| YOUR GOAL |
Lines containing the word "components" are to be located and copied.
......
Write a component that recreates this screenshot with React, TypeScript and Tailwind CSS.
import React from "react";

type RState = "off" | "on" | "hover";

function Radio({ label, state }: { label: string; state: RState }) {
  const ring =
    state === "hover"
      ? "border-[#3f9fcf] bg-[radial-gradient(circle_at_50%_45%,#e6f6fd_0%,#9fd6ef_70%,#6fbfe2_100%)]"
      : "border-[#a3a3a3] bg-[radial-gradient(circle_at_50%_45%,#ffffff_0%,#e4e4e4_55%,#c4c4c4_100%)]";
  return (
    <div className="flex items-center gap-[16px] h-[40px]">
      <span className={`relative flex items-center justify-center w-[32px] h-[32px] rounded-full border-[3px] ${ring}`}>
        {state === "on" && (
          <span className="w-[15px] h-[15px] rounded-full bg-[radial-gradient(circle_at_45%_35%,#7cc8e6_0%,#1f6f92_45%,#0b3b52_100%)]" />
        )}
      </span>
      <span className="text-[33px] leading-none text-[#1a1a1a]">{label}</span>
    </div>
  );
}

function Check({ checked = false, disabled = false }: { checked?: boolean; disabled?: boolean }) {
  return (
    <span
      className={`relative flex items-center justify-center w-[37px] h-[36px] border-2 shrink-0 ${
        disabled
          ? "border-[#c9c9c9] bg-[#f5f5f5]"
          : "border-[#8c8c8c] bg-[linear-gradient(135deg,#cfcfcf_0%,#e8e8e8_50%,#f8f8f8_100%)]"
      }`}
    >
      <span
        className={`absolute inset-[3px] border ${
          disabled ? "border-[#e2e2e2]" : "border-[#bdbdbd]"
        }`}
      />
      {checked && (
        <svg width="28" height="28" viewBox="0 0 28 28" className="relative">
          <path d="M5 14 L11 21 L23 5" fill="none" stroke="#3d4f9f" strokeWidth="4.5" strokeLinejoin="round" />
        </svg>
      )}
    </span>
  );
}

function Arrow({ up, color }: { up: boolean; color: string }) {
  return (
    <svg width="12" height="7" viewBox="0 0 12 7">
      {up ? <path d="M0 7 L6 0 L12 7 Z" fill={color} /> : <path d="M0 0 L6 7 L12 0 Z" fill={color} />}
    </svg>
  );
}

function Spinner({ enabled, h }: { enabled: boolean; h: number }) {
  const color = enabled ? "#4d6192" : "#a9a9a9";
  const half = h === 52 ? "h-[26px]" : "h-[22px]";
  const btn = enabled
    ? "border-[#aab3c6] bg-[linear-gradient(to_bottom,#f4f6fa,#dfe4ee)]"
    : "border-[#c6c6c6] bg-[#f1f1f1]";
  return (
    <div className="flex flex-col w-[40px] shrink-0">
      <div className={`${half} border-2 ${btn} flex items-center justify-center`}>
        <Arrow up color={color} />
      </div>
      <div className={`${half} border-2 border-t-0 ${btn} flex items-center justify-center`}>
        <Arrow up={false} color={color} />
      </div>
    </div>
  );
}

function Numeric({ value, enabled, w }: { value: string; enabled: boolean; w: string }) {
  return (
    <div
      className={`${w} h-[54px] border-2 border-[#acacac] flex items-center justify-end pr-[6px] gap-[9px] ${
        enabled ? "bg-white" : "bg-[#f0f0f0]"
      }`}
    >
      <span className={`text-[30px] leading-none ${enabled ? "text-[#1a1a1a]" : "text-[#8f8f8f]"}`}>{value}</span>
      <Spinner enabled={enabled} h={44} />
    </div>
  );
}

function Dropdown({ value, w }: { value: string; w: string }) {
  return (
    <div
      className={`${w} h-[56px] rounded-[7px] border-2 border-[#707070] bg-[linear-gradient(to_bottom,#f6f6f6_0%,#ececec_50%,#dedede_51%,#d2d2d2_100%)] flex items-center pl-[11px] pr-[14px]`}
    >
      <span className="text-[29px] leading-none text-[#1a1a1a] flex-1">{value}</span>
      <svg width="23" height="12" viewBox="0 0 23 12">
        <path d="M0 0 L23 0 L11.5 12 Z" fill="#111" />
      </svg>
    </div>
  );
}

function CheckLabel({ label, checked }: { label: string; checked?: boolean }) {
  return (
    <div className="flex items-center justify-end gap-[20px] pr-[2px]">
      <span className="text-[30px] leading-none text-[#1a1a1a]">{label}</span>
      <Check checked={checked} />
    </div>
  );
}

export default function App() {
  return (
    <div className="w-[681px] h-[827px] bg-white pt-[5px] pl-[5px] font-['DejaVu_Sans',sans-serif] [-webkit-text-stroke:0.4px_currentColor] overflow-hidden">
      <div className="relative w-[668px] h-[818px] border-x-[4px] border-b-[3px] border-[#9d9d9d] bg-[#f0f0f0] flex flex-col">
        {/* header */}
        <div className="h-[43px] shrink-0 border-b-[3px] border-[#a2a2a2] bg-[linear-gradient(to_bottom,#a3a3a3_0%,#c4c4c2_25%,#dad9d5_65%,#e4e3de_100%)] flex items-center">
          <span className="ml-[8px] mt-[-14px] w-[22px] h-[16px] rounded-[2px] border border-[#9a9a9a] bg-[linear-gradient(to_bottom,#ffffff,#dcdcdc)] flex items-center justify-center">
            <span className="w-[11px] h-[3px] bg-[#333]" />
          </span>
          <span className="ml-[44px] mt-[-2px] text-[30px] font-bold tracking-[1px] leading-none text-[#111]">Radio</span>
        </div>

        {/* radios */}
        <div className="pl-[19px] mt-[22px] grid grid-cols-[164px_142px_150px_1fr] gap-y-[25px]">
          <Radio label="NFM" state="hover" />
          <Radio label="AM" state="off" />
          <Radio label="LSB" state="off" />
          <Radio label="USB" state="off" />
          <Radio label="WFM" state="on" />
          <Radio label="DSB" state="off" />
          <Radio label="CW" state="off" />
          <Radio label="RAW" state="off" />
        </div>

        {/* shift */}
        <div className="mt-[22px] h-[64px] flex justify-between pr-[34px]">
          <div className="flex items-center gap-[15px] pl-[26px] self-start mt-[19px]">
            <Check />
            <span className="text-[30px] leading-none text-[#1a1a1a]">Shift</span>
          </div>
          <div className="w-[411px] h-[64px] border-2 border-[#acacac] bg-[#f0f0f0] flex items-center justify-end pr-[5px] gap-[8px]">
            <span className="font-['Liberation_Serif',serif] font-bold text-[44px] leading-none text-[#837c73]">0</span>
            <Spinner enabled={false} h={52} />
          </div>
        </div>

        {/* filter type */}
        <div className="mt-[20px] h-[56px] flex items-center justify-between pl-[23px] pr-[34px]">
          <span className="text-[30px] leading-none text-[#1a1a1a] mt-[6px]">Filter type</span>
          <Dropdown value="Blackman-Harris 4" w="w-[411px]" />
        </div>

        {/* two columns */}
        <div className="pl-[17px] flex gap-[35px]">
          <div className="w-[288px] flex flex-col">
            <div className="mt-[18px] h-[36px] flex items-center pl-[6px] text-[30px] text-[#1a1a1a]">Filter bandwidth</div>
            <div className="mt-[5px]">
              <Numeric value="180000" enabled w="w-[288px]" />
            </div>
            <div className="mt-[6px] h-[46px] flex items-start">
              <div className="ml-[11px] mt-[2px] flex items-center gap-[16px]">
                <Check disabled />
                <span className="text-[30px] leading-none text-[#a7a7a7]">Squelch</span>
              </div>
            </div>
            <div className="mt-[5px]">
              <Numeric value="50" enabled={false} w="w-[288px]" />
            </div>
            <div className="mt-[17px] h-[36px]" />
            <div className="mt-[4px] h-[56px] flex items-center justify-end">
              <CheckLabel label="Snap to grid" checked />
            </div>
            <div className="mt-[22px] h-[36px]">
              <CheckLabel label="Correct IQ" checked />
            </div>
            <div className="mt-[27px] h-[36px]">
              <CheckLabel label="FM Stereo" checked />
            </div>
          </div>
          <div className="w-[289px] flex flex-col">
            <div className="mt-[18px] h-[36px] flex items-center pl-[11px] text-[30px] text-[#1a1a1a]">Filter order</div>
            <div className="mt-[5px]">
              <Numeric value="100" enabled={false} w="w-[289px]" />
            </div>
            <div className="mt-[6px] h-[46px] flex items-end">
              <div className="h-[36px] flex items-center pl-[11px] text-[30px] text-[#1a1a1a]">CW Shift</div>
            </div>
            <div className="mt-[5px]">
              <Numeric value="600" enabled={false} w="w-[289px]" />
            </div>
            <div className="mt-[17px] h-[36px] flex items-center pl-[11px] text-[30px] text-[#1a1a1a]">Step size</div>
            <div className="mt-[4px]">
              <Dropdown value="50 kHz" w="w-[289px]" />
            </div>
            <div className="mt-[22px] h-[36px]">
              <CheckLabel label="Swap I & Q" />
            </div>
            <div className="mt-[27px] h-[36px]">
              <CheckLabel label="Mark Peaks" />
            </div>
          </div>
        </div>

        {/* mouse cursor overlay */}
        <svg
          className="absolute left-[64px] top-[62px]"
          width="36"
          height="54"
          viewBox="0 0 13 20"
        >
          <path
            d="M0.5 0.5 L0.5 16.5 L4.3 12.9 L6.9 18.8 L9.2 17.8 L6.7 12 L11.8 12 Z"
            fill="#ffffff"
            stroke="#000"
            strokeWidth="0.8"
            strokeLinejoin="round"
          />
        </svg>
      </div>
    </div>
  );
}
......
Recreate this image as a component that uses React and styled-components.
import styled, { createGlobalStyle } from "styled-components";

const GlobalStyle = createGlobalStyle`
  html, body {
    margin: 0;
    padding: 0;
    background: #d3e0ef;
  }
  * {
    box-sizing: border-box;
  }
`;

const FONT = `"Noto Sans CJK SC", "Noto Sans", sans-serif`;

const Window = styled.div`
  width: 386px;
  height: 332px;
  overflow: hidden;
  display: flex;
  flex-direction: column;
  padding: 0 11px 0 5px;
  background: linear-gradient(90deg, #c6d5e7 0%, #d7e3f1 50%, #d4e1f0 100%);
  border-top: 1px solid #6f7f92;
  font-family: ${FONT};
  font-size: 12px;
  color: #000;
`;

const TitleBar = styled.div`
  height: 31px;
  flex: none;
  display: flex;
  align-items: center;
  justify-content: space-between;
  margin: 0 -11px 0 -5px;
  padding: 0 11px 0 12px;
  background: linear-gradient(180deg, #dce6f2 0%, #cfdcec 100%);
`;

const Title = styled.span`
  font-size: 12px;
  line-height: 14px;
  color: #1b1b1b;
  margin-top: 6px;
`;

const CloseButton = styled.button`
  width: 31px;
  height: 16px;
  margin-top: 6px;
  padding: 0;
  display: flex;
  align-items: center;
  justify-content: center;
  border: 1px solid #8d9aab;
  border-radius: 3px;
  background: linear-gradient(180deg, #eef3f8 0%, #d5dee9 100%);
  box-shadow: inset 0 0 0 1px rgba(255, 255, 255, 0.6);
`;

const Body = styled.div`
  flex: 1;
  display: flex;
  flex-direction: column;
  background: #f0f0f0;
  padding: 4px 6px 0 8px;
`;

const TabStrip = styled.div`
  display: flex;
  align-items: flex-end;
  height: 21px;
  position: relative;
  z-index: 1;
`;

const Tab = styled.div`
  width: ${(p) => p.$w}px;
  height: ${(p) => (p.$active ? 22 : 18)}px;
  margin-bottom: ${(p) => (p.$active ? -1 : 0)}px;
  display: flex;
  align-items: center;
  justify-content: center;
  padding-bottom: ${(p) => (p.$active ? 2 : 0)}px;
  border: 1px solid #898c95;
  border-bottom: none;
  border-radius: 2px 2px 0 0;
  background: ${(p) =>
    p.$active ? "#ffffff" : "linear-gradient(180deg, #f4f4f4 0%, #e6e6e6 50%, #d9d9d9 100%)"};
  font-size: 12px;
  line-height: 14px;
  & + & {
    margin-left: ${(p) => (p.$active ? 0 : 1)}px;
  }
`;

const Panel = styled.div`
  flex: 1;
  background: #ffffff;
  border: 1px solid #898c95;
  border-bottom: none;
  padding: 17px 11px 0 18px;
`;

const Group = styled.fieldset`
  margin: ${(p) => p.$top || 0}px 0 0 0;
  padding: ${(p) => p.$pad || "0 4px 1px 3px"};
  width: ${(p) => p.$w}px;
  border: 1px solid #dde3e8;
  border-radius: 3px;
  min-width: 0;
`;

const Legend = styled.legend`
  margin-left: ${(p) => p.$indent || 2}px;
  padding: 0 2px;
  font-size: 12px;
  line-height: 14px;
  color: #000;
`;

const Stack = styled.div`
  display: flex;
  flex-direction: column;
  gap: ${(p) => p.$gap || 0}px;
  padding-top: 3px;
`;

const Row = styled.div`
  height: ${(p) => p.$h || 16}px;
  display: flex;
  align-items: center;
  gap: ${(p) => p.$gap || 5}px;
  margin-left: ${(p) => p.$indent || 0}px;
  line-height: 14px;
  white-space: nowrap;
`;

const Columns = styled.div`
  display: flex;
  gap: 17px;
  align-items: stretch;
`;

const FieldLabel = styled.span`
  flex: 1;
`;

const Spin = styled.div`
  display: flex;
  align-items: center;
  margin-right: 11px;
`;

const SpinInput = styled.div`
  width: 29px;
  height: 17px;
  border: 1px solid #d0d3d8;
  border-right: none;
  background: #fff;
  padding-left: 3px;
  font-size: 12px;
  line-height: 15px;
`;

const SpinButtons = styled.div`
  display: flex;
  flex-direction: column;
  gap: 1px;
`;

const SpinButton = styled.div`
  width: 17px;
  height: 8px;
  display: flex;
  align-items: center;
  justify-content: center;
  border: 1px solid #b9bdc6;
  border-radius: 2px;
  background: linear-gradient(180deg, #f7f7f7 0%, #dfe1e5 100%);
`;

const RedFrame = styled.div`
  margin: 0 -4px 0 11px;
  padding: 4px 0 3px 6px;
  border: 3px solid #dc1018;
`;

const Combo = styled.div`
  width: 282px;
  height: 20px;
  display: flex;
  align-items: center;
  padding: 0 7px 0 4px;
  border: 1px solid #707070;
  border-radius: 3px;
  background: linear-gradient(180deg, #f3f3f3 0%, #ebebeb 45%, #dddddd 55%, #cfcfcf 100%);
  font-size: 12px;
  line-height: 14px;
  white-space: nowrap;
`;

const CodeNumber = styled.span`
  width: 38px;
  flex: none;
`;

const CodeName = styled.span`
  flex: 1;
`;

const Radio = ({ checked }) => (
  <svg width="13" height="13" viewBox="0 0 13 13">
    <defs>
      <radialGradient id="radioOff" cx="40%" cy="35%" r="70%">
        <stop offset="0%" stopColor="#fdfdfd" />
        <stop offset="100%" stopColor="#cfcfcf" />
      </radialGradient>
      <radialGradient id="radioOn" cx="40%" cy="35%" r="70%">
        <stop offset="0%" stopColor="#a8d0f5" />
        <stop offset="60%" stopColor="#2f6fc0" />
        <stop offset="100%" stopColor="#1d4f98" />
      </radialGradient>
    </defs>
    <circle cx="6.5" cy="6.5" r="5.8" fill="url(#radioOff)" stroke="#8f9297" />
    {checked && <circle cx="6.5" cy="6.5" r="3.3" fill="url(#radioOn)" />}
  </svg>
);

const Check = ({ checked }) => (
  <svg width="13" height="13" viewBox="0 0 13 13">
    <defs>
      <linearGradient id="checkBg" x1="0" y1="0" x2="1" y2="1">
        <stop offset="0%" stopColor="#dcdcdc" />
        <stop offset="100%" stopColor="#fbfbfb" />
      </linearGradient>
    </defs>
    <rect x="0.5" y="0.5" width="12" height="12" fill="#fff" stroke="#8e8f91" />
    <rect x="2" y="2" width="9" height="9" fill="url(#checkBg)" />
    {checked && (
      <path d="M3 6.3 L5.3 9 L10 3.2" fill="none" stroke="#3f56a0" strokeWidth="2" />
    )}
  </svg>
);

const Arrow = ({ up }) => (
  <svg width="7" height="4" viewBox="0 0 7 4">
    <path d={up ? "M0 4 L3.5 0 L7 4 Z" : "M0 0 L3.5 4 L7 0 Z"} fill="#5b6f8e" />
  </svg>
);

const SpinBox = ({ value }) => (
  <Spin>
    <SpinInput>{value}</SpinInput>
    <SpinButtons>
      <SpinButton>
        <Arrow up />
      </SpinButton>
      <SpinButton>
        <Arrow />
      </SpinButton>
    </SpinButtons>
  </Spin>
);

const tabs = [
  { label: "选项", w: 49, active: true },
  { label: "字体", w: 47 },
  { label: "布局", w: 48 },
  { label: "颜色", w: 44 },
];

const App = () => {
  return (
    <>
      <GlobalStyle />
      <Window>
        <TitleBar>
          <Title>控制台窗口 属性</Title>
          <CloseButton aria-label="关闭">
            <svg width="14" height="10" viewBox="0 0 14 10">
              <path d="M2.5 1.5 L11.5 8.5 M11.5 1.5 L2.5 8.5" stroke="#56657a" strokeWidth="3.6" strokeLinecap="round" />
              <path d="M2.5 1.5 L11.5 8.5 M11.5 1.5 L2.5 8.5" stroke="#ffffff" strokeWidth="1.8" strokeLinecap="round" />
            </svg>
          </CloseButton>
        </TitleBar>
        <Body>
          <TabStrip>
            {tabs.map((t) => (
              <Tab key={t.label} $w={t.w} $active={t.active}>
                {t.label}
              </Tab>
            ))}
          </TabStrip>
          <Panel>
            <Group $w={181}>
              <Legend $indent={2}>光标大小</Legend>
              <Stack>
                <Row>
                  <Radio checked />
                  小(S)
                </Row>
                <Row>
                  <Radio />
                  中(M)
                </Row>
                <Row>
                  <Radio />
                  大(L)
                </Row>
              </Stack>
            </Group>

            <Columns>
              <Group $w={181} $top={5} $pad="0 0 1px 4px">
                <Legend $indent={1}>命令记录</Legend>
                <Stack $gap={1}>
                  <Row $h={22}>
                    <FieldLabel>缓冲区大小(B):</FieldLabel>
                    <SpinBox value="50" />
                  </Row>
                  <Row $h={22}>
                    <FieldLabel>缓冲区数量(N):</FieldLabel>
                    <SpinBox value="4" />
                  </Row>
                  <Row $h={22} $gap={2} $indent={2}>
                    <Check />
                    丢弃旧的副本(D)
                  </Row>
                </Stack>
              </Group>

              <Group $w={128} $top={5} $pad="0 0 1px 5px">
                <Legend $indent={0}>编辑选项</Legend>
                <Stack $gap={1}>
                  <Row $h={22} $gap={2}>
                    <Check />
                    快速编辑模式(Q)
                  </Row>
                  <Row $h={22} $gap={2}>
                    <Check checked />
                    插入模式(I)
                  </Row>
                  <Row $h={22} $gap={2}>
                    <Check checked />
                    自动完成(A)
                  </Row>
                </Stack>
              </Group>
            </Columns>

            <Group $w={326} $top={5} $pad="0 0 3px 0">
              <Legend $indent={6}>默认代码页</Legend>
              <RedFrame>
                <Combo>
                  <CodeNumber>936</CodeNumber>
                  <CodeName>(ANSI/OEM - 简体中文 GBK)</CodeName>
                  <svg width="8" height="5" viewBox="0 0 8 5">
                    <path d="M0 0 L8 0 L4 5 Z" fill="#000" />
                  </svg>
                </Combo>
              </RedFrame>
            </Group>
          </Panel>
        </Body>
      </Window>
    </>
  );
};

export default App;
......
| EXERCISE RESULT |
Recreate this image as a component that uses React and styled-components.
import styled, { createGlobalStyle } from "styled-components";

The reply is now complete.